A fictionalised account of my experiences supporting homeless people with mental health issues at a charity-run hostel in the Midlands. I learned a lot, about other people and myself. Much of it was good, sometimes it was distressing. And I had my preconceptions as a liberal do-gooder challenged, losing some innocence but perhaps seeing the world more clearly as a result.



You couldn't help but be caught up in Carol's aura. Maybe that was a hippy word for it, but there was more than a hint of the hippy earthmother about Carol. An ever-present smile was framed by a frizz of blonde hair, and she was energised seemingly all the time...but I'm getting ahead of myself.

The moment I'm wanting to capture is when I first saw Carol, on an open day at the hostel she managed. The hostel housed a dozen homeless people with enduring mental health problems, and the building itself seemed to be a good example of those difficulties. It was two big Victorian buildings knocked into one, without the budget to do so properly, on a terrace of similarly big properties either side of an area of green space, and it was a disaster area of mismatched wiring and clunky pipes, wonky brickwork and drip-drip-dripping.

There was something inescapably metaphoric about the setting too: nice as the grassed area looked, it was somewhere you'd be ill-advised to let children play without checking the area first, boobytrapped as it was by discarded syringes and empty bottles of industrial strength cider that had never been near an apple. Wannabe hardmen swaggered their beat, if only to defend themselves from other fake-gangsters, but all that posturing had the effect of raising their testosterone levels and increasing the prospect of violence. Perhaps it was good that most of them lived on a diet of skunk and chicken nuggets, which meant any actual aggravation was likely to fizzle out with no bodily energy to sustain it.

Amid that simmering tension and sense of fractured lives, Carol stood out like a blonde beacon, a care bear of a woman in her early fifties, her personal radiance making up for the general lack of energy among the local residents. She was the star of the hostel, the presence you were naturally drawn to, and she was also its manager. The open day was a typically generous way of doing things, as a group of interviewees turned up and mingled with hostel residents, and shared a lunch of pork pie and pasta salad, spicy chicken wings and coleslaw, flapjack squares and bananas. It was like going to an aunt's place on Boxing Day, an impression heightened by the look of the hostel.

Normally, you go for a job interview and it's pretty clear that you're at a place of work because of the office equipment there, or the deep fat fryers, or whatever else signals that this is a working environment.

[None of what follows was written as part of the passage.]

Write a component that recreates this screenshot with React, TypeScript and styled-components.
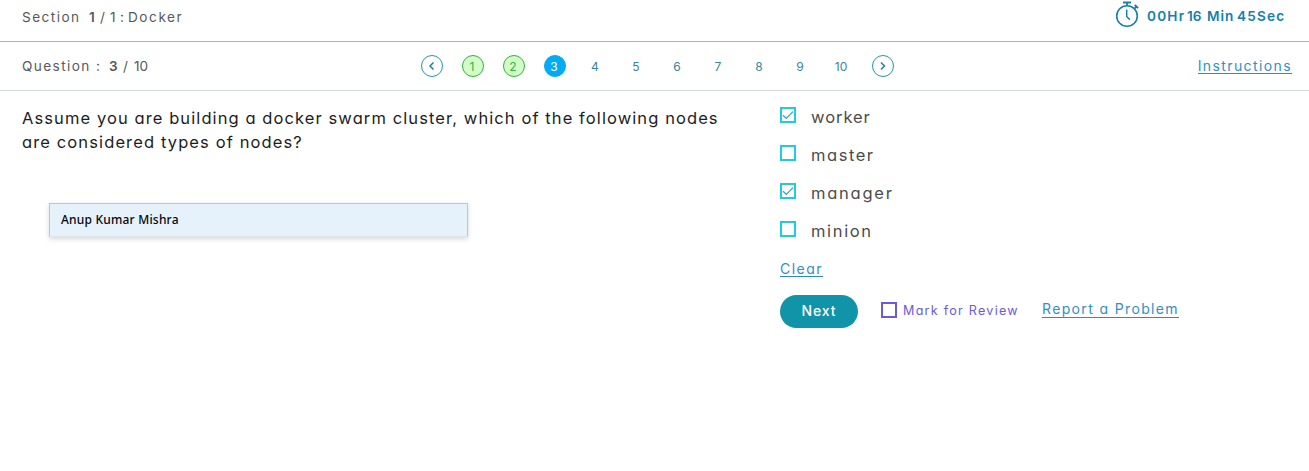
import React from "react";
import styled, { createGlobalStyle } from "styled-components";

const GlobalStyle = createGlobalStyle`
  * { box-sizing: border-box; }
  body {
    margin: 0;
    background: #fff;
    font-family: Inter, "Liberation Sans", sans-serif;
    font-feature-settings: "cv11" 1, "calt" 0;
    overflow: hidden;
  }
`;

const Page = styled.div`
  height: 471px;
  background: #fff;
  color: #58595b;
`;

const SectionBar = styled.header`
  display: flex;
  justify-content: space-between;
  height: 42px;
  padding: 0 24px 0 22px;
  border-bottom: 1px solid #74cbd8;
`;

const QuestionBar = styled.nav`
  display: grid;
  grid-template-columns: 399px 1fr auto;
  height: 49px;
  padding: 0 17px 0 22px;
  border-bottom: 1px solid #d9dcdc;
  line-height: 48px;
`;

const Label = styled.div<{ $line: number }>`
  display: flex;
  font-size: 13.6px;
  line-height: ${(p) => p.$line}px;
  white-space: pre;
`;

const Piece = styled.span<{ $w: number; $ls?: number; $bold?: boolean }>`
  width: ${(p) => p.$w}px;
  letter-spacing: ${(p) => p.$ls ?? 0}px;
  font-weight: ${(p) => (p.$bold ? 600 : 400)};
`;

const Timer = styled.div`
  display: flex;
  color: #1480ad;
  font-size: 13.6px;
  line-height: 33px;
  white-space: pre;
`;

const StopwatchIcon = styled.svg`
  width: 26px;
  height: 28px;
  margin-right: 6px;
`;

const Pager = styled.div`
  display: flex;
  gap: 19px;
  padding-top: 13px;
`;

type BubbleKind = "plain" | "done" | "current" | "arrow";

const bubbleColors: Record<BubbleKind, [string, string, string]> = {
  plain: ["transparent", "transparent", "#3b83a0"],
  done: ["#d3fdc8", "#2eb53a", "#2eb53a"],
  current: ["#03aaf4", "#03aaf4", "#ffffff"],
  arrow: ["#ffffff", "#2399a8", "#26808f"],
};

const Bubble = styled.span<{ $kind: BubbleKind }>`
  display: flex;
  align-items: center;
  justify-content: center;
  width: 22px;
  height: 22px;
  border-radius: 50%;
  border: 1px solid ${(p) => bubbleColors[p.$kind][1]};
  background: ${(p) => bubbleColors[p.$kind][0]};
  color: ${(p) => bubbleColors[p.$kind][2]};
  font-size: 12px;
  line-height: 20px;
  padding: 1px 2px 0 0;
`;

const ArrowIcon = styled.svg`
  width: 10px;
  height: 10px;
  margin-top: -1px;
`;

const TextLink = styled.a<{ $ls: number; $line?: number }>`
  align-self: flex-start;
  display: inline-block;
  height: 17px;
  line-height: ${(p) => p.$line ?? 17}px;
  border-bottom: 1px solid #2b8cc4;
  color: #2f8fc8;
  font-size: 14px;
  letter-spacing: ${(p) => p.$ls}px;
  white-space: nowrap;
`;

const InstructionsLink = styled(TextLink)`
  margin-top: 15px;
`;

const Body = styled.main`
  display: grid;
  grid-template-columns: 780px 1fr;
`;

const QuestionPane = styled.section`
  padding: 15px 0 0 22px;
`;

const QuestionText = styled.p`
  margin: 0;
  color: #1d1d1d;
  font-size: 16.5px;
  line-height: 24px;
  white-space: nowrap;
`;

const QuestionLine = styled.span<{ $ls: number }>`
  display: block;
  letter-spacing: ${(p) => p.$ls}px;
`;

const NameCard = styled.div`
  width: 419px;
  height: 34px;
  margin: 49px 0 0 27px;
  padding-left: 11px;
  border: 1px solid #bfc6cd;
  border-bottom-color: #dfe6ec;
  background: #e5f1fb;
  box-shadow: 0 2px 5px rgba(0, 0, 0, 0.16);
  color: #05070a;
  font-family: "Noto Sans", "Open Sans", sans-serif;
  font-size: 12px;
  font-weight: 500;
  line-height: 31px;
  letter-spacing: 0.2px;
`;

const AnswerPane = styled.section`
  padding-top: 16px;
`;

const Option = styled.label`
  display: flex;
  height: 38px;
`;

const Box = styled.span<{ $color: string }>`
  display: block;
  width: 16px;
  height: 16px;
  margin-right: 15px;
  border: 2px solid ${(p) => p.$color};
`;

const CheckIcon = styled.svg`
  display: block;
  width: 12px;
  height: 12px;
`;

const OptionText = styled.span<{ $ls: number }>`
  color: #4c4c4c;
  font-size: 16.5px;
  line-height: 21px;
  letter-spacing: ${(p) => p.$ls}px;
`;

const ClearRow = styled.div`
  display: flex;
  height: 36px;
  padding-top: 1px;
`;

const Actions = styled.div`
  display: flex;
  height: 33px;
`;

const NextButton = styled.button`
  width: 78px;
  height: 33px;
  margin: 0 23px 0 0;
  padding: 0 0 2px;
  border: 0;
  border-radius: 17px;
  background: #1193a8;
  color: #fff;
  font: 500 14px/31px Inter, sans-serif;
  letter-spacing: 0.9px;
`;

const Review = styled.label`
  display: flex;
  width: 138px;
  margin: 7px 23px 0 0;
  color: #6b5ae0;
  font-size: 12.6px;
  line-height: 17px;
  letter-spacing: 1.25px;
  white-space: nowrap;
`;

const ReviewBox = styled(Box)`
  flex: none;
  margin-right: 6px;
`;

const ReportLink = styled(TextLink)`
  margin-top: 6px;
`;

const options = [
  { text: "worker", checked: true, ls: 0.95 },
  { text: "master", checked: false, ls: 1.55 },
  { text: "manager", checked: true, ls: 1.75 },
  { text: "minion", checked: false, ls: 1.65 },
];

const bubbleKind = (n: number): BubbleKind => (n < 3 ? "done" : n === 3 ? "current" : "plain");

function Arrow({ d }: { d: string }) {
  return (
    <Bubble $kind="arrow">
      <ArrowIcon viewBox="0 0 10 10" fill="none" stroke="currentColor" strokeWidth="1.5">
        <path d={d} />
      </ArrowIcon>
    </Bubble>
  );
}

export default function App() {
  return (
    <Page>
      <GlobalStyle />
      <SectionBar>
        <Label $line={34}>
          <Piece $w={67} $ls={1.45}>Section</Piece>
          <Piece $w={11} $bold>1</Piece>
          <Piece $w={10}>/</Piece>
          <Piece $w={10}>1</Piece>
          <Piece $w={8}>:</Piece>
          <Piece $w={60} $ls={1.55}>Docker</Piece>
        </Label>
        <Timer>
          <StopwatchIcon viewBox="0 0 26 28" fill="none" stroke="currentColor">
            <circle cx="12" cy="16" r="10.3" strokeWidth="1.6" />
            <path d="M8 2.5h8M12 3v3" strokeWidth="1.8" />
            <path d="M19.2 8.8l2.2-2.2M19.7 4.8l3.4 3.4" strokeWidth="1.9" />
            <path d="M11.7 9.5v7l3.2 3.2" strokeWidth="1.5" />
          </StopwatchIcon>
          <Piece $w={40} $ls={1.2} $bold>00Hr</Piece>
          <Piece $w={20} $bold>16</Piece>
          <Piece $w={30} $ls={0.9} $bold>Min</Piece>
          <Piece $w={48} $ls={1.2} $bold>45Sec</Piece>
        </Timer>
      </SectionBar>
      <QuestionBar>
        <Label $line={48}>
          <Piece $w={74} $ls={1.4}>Question</Piece>
          <Piece $w={13}>:</Piece>
          <Piece $w={14} $bold>3</Piece>
          <Piece $w={11}>/</Piece>
          <Piece $w={20}>10</Piece>
        </Label>
        <Pager>
          <Arrow d="M7.5 1.5L4 5l3.5 3.5" />
          {Array.from({ length: 10 }, (_, i) => i + 1).map((n) => (
            <Bubble key={n} $kind={bubbleKind(n)}>{n}</Bubble>
          ))}
          <Arrow d="M4 1.5L7.5 5L4 8.5" />
        </Pager>
        <InstructionsLink $ls={1.4}>Instructions</InstructionsLink>
      </QuestionBar>
      <Body>
        <QuestionPane>
          <QuestionText>
            <QuestionLine $ls={1.09}>Assume you are building a docker swarm cluster, which of the following nodes</QuestionLine>
            <QuestionLine $ls={1.12}>are considered types of nodes?</QuestionLine>
          </QuestionText>
          <NameCard>Anup Kumar Mishra</NameCard>
        </QuestionPane>
        <AnswerPane>
          {options.map((o) => (
            <Option key={o.text}>
              <Box $color="#1fcbe2">
                {o.checked && (
                  <CheckIcon viewBox="0 0 12 12" fill="none" stroke="#2f9fd0" strokeWidth="1.2">
                    <path d="M1 6.2l3.3 3.2L11 2.6" />
                  </CheckIcon>
                )}
              </Box>
              <OptionText $ls={o.ls}>{o.text}</OptionText>
            </Option>
          ))}
          <ClearRow>
            <TextLink $ls={1.5}>Clear</TextLink>
          </ClearRow>
          <Actions>
            <NextButton>Next</NextButton>
            <Review>
              <ReviewBox $color="#6b5ae0" />
              Mark for Review
            </Review>
            <ReportLink $ls={1.36} $line={15}>Report a Problem</ReportLink>
          </Actions>
        </AnswerPane>
      </Body>
    </Page>
  );
}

The hostel wasn't like that. No, the room we mingled in was carpeted, and had stuffed chairs and photos on the walls. And while you could tell who was an interviewee often because they'd dressed for the occasion, there was pretty much no distinguishing staff and residents. Just when you'd got one of them down as clearly being a resident because of some kind of eccentricity of dress or dotty behaviour, they passed a form across to Carol for her approval and you realised she was giving it the OK and they were actually a member of staff. It worked the other way round, too. One guy in a jacket and tie talked to me in a formal fashion for a couple of minutes before I realised he believed I was his doctor, and that he wanted to discuss the medication he was taking.

All of this made the hostel a fascinating place to be around, and I hoped I'd get a job there. By now, an hour into the open day, it was clear that some of the attendees were not so enthralled. Where I was captivated by the warm chaos around me, others were confused. What intrigued me left others cold. I wondered if Wellington Terrace was somewhere I could become part of, a member of the team working with its residents...

But first, the interviews. And there's a plural there because there were two. One with a couple of the staff, which was straightforward enough. More interestingly, and - I thought - telling me something about the culture of the organisation, there was another interview with hostel residents. A great idea, getting the people I'd be supporting involved in the selection process. And, it was the first time I was with some of the residents without staff being there too.

There were three service users on the panel. Joe had a goatee, and with a charity shop grandad jacket customised with a constellation of bright thread had the look of an art student, which turned out to be the case. Terry's teeth were broken and tobacco-stained, his hair waxed into lifelessness. Alf was oldest, with genial eyes, a vacant smile, and - sorry, but it's true - smelt like a hamster cage. Maybe he had a rodent in his pocket?

"What would you cook for dinner?" Terry wanted to know, with something of a bark in his voice.

"Oh, I'm pretty handy in the kitchen. I can do a Sunday roast or a decent curry, a fish pie or a big fry-up, so I'm sure I can conjure up something edible."

That answer seemed to go down well, and there was a pause as the others looked at Alf. Meekly, he looked up and asked "What activities could you do with us?"

"I could maybe run a writing group, take people swimming, or do a relaxation class."

Again, my answer won approval. Joe scratched his chin before asking "Someone comes to you and says he wants to kill himself. You can see fresh marks on his arms. What do you do?" As he asked, Joe's left hand poked out the arm of his jacket and faced me. There were scars on his wrist.

Three pairs of eyes on me, three people breathing in synch and awaiting my response, I knew there was only one answer to this question. And it involved telling them my own story.